◆ Instructions for the task ◆
Exactly as written, retype the listing below, omitting the pictures.

◆ Given material ◆
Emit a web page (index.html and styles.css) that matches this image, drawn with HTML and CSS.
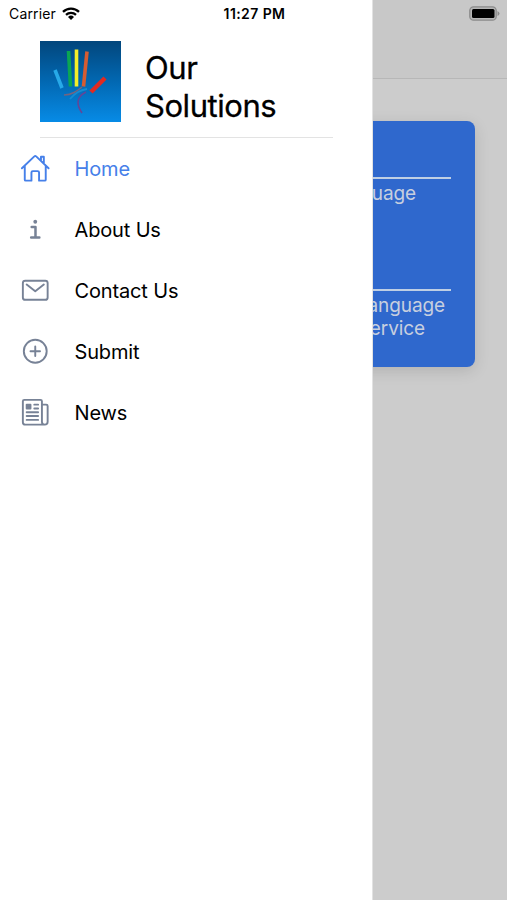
FILE: index.html
```html
<!DOCTYPE html>
<html lang="en">
<head>
<meta charset="utf-8">
<title>Our Solutions</title>
<link rel="stylesheet" href="styles.css">
</head>
<body>
<div class="screen">
  <main class="page">
    <header class="toolbar"></header>
    <section class="card">
      <div class="entry"><p class="first">Language</p></div>
      <div class="entry"><p class="second">Language</p><p class="third">Service</p></div>
    </section>
  </main>
  <aside class="drawer">
    <div class="brand">
      <svg class="logo" viewBox="0 0 81 81">
        <defs><linearGradient id="sky" x1="0" y1="0" x2="0" y2="1"><stop offset="0" stop-color="#02467c"/><stop offset=".5" stop-color="#0268b2"/><stop offset="1" stop-color="#078be6"/></linearGradient></defs>
        <rect width="81" height="81" fill="url(#sky)"/>
        <g fill="none" stroke-width="3.6">
          <path d="M15 29l7 18" stroke="#27a9e8"/>
          <path d="M28.500 10l2 35.500" stroke="#0aa653"/>
          <path d="M36.500 8.500v37" stroke="#f5ef28"/>
          <path d="M47 10.500l-3.500 35" stroke="#d65c32"/>
          <path d="M65 37L51 51" stroke="#e12a21" stroke-width="4.500"/>
          <path d="M24 54c8 0 13-4 18-8" stroke="#76647e" stroke-width="1.500"/>
          <path d="M30 58c4-5 10-9 17-10" stroke="#168bd0" stroke-width="1.800"/>
          <path d="M46 51c-12 6-8 15-4 21" stroke="#644698" stroke-width="1.600"/>
        </g>
      </svg>
      <h1>Our<br>Solutions</h1>
    </div>
    <nav>
      <a class="item active"><svg viewBox="0 0 512 512"><path d="M80 212v236a16 16 0 0 0 16 16h96V328a24 24 0 0 1 24-24h80a24 24 0 0 1 24 24v136h96a16 16 0 0 0 16-16V212M480 256 266.890 52c-5-5.280-16.690-5.340-21.780 0L32 256M400 179V64h-48v69"/></svg><span>Home</span></a>
      <a class="item"><svg viewBox="0 0 512 512"><path class="thick" d="M196 220h64v172M187 396h138"/><circle class="solid" cx="256" cy="130" r="32"/></svg><span>About Us</span></a>
      <a class="item"><svg viewBox="0 0 512 512"><rect x="48" y="96" width="416" height="320" rx="40"/><path d="m112 160 144 112 144-112"/></svg><span>Contact Us</span></a>
      <a class="item"><svg viewBox="0 0 512 512"><circle cx="256" cy="256" r="192"/><path d="M256 176v160M336 256H176"/></svg><span>Submit</span></a>
      <a class="item"><svg viewBox="0 0 512 512"><path d="M368 415.860V72a24 24 0 0 0-24-24H72a24 24 0 0 0-24 24v352a40 40 0 0 0 40 40h328M416 464a48 48 0 0 1-48-48V128h72a24 24 0 0 1 24 24v264a48 48 0 0 1-48 48zM240 128h64M240 192h64M112 256h192M112 320h192M112 384h192"/><rect class="solid" x="96" y="112" width="96" height="96" rx="16"/></svg><span>News</span></a>
    </nav>
  </aside>
  <div class="status">
    <div class="carrier"><span>Carrier</span>
      <svg class="wifi" viewBox="0 0 18 13"><g fill="none" stroke="#000" stroke-width="2.300"><path d="M1 4.800a11.500 11.500 0 0 1 16 0M4 7.900a7.300 7.300 0 0 1 10 0"/></g><path d="M9 12.900 6 9.900a4.300 4.300 0 0 1 6 0z"/></svg>
    </div>
    <time>11:27 PM</time>
    <svg class="battery" viewBox="0 0 31 15"><rect x=".8" y=".8" width="26.400" height="13.400" rx="3.800" fill="#b6b6b6" stroke="#8b8b8b" stroke-width="1.300"/><rect x="3" y="3" width="22.500" height="9" rx="1.500"/><path d="M28.500 5v5q2-1 2-2.500t-2-2.500" fill="#8b8b8b"/></svg>
  </div>
</div>
</body>
</html>
```
FILE: styles.css
```css
* { box-sizing: border-box; }
body { margin: 0; font-family: Inter, "Liberation Sans", sans-serif; color: #000; }
h1, p { margin: 0; }
.screen { position: relative; width: 507px; height: 900px; overflow: hidden; }
.page { height: 100%; background: #ccc; }
.toolbar { height: 79px; background: #c8c8c8; border-bottom: 1px solid #b7b7b7; }
.card { width: 443px; height: 246px; margin: 42px 32px 0; padding: 56px 24px 0; border-radius: 8px; background: #2f68cd; box-shadow: 0 4px 15px rgba(0, 0, 0, .13); color: #c7cfdf; }
.entry { height: 112px; border-top: 2px solid #bfcfe4; padding-top: 3px; }
.entry p { font-size: 19px; line-height: 23px; text-align: right; letter-spacing: -.1px; }
.entry .first { padding-right: 35px; }
.entry .second { padding-right: 6px; }
.entry .third { padding-right: 26px; }
.drawer { position: absolute; inset: 0 auto 0 0; width: 373px; background: #fff; border-right: 1px solid #e2e2e2; }
.brand { display: flex; width: 293px; height: 138px; margin-left: 40px; padding-top: 41px; border-bottom: 1px solid #e3e3e3; }
.logo { width: 81px; height: 81px; }
.brand h1 { margin: 8px 0 0 24px; font-size: 31px; line-height: 38px; font-weight: 400; -webkit-text-stroke: .3px; letter-spacing: -.45px; }
.item { display: flex; align-items: center; height: 61px; padding-left: 20px; font-size: 20px; letter-spacing: -.15px; }
.item svg { width: 30.500px; height: 30.500px; margin-right: 24px; fill: none; stroke: #778296; stroke-width: 32; stroke-linecap: round; stroke-linejoin: round; }
.item .thick { stroke-width: 42; }
.item .solid { fill: #778296; stroke: none; }
.item.active { color: #4680e9; }
.item.active svg { stroke: #4680e9; }
.status { position: absolute; inset: 0 0 auto; height: 27px; padding: 0 7px 0 9px; display: grid; grid-template-columns: 1fr auto 1fr; align-items: center; font-size: 14px; }
.carrier { display: flex; align-items: center; gap: 6px; letter-spacing: .15px; }
.wifi { width: 18px; height: 13px; }
.status time { font-weight: 600; letter-spacing: .4px; }
.battery { width: 31px; height: 15px; justify-self: end; }
```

◆ The response ◆
Emit a web page (index.html and styles.css) that matches this image, drawn with HTML and CSS.
FILE: index.html
```html
<!DOCTYPE html>
<html lang="en">
<head>
<meta charset="utf-8">
<title>Our Solutions</title>
<link rel="stylesheet" href="styles.css">
</head>
<body>
<div class="screen">
  <main class="page">
    <header class="toolbar"></header>
    <section class="card">
      <div class="entry"><p class="first">Language</p></div>
      <div class="entry"><p class="second">Language</p><p class="third">Service</p></div>
    </section>
  </main>
  <aside class="drawer">
    <div class="brand">
      <svg class="logo" viewBox="0 0 81 81">
        <defs><linearGradient id="sky" x1="0" y1="0" x2="0" y2="1"><stop offset="0" stop-color="#02467c"/><stop offset=".5" stop-color="#0268b2"/><stop offset="1" stop-color="#078be6"/></linearGradient></defs>
        <rect width="81" height="81" fill="url(#sky)"/>
        <g fill="none" stroke-width="3.6">
          <path d="M15 29l7 18" stroke="#27a9e8"/>
          <path d="M28.500 10l2 35.500" stroke="#0aa653"/>
          <path d="M36.500 8.500v37" stroke="#f5ef28"/>
          <path d="M47 10.500l-3.500 35" stroke="#d65c32"/>
          <path d="M65 37L51 51" stroke="#e12a21" stroke-width="4.500"/>
          <path d="M24 54c8 0 13-4 18-8" stroke="#76647e" stroke-width="1.500"/>
          <path d="M30 58c4-5 10-9 17-10" stroke="#168bd0" stroke-width="1.800"/>
          <path d="M46 51c-12 6-8 15-4 21" stroke="#644698" stroke-width="1.600"/>
        </g>
      </svg>
      <h1>Our<br>Solutions</h1>
    </div>
    <nav>
      <a class="item active"><svg viewBox="0 0 512 512"><path d="M80 212v236a16 16 0 0 0 16 16h96V328a24 24 0 0 1 24-24h80a24 24 0 0 1 24 24v136h96a16 16 0 0 0 16-16V212M480 256 266.890 52c-5-5.280-16.690-5.340-21.780 0L32 256M400 179V64h-48v69"/></svg><span>Home</span></a>
      <a class="item"><svg viewBox="0 0 512 512"><path class="thick" d="M196 220h64v172M187 396h138"/><circle class="solid" cx="256" cy="130" r="32"/></svg><span>About Us</span></a>
      <a class="item"><svg viewBox="0 0 512 512"><rect x="48" y="96" width="416" height="320" rx="40"/><path d="m112 160 144 112 144-112"/></svg><span>Contact Us</span></a>
      <a class="item"><svg viewBox="0 0 512 512"><circle cx="256" cy="256" r="192"/><path d="M256 176v160M336 256H176"/></svg><span>Submit</span></a>
      <a class="item"><svg viewBox="0 0 512 512"><path d="M368 415.860V72a24 24 0 0 0-24-24H72a24 24 0 0 0-24 24v352a40 40 0 0 0 40 40h328M416 464a48 48 0 0 1-48-48V128h72a24 24 0 0 1 24 24v264a48 48 0 0 1-48 48zM240 128h64M240 192h64M112 256h192M112 320h192M112 384h192"/><rect class="solid" x="96" y="112" width="96" height="96" rx="16"/></svg><span>News</span></a>
    </nav>
  </aside>
  <div class="status">
    <div class="carrier"><span>Carrier</span>
      <svg class="wifi" viewBox="0 0 18 13"><g fill="none" stroke="#000" stroke-width="2.300"><path d="M1 4.800a11.500 11.500 0 0 1 16 0M4 7.900a7.300 7.300 0 0 1 10 0"/></g><path d="M9 12.900 6 9.900a4.300 4.300 0 0 1 6 0z"/></svg>
    </div>
    <time>11:27 PM</time>
    <svg class="battery" viewBox="0 0 31 15"><rect x=".8" y=".8" width="26.400" height="13.400" rx="3.800" fill="#b6b6b6" stroke="#8b8b8b" stroke-width="1.300"/><rect x="3" y="3" width="22.500" height="9" rx="1.500"/><path d="M28.500 5v5q2-1 2-2.500t-2-2.500" fill="#8b8b8b"/></svg>
  </div>
</div>
</body>
</html>
```
FILE: styles.css
```css
* { box-sizing: border-box; }
body { margin: 0; font-family: Inter, "Liberation Sans", sans-serif; color: #000; }
h1, p { margin: 0; }
.screen { position: relative; width: 507px; height: 900px; overflow: hidden; }
.page { height: 100%; background: #ccc; }
.toolbar { height: 79px; background: #c8c8c8; border-bottom: 1px solid #b7b7b7; }
.card { width: 443px; height: 246px; margin: 42px 32px 0; padding: 56px 24px 0; border-radius: 8px; background: #2f68cd; box-shadow: 0 4px 15px rgba(0, 0, 0, .13); color: #c7cfdf; }
.entry { height: 112px; border-top: 2px solid #bfcfe4; padding-top: 3px; }
.entry p { font-size: 19px; line-height: 23px; text-align: right; letter-spacing: -.1px; }
.entry .first { padding-right: 35px; }
.entry .second { padding-right: 6px; }
.entry .third { padding-right: 26px; }
.drawer { position: absolute; inset: 0 auto 0 0; width: 373px; background: #fff; border-right: 1px solid #e2e2e2; }
.brand { display: flex; width: 293px; height: 138px; margin-left: 40px; padding-top: 41px; border-bottom: 1px solid #e3e3e3; }
.logo { width: 81px; height: 81px; }
.brand h1 { margin: 8px 0 0 24px; font-size: 31px; line-height: 38px; font-weight: 400; -webkit-text-stroke: .3px; letter-spacing: -.45px; }
.item { display: flex; align-items: center; height: 61px; padding-left: 20px; font-size: 20px; letter-spacing: -.15px; }
.item svg { width: 30.500px; height: 30.500px; margin-right: 24px; fill: none; stroke: #778296; stroke-width: 32; stroke-linecap: round; stroke-linejoin: round; }
.item .thick { stroke-width: 42; }
.item .solid { fill: #778296; stroke: none; }
.item.active { color: #4680e9; }
.item.active svg { stroke: #4680e9; }
.status { position: absolute; inset: 0 0 auto; height: 27px; padding: 0 7px 0 9px; display: grid; grid-template-columns: 1fr auto 1fr; align-items: center; font-size: 14px; }
.carrier { display: flex; align-items: center; gap: 6px; letter-spacing: .15px; }
.wifi { width: 18px; height: 13px; }
.status time { font-weight: 600; letter-spacing: .4px; }
.battery { width: 31px; height: 15px; justify-self: end; }
```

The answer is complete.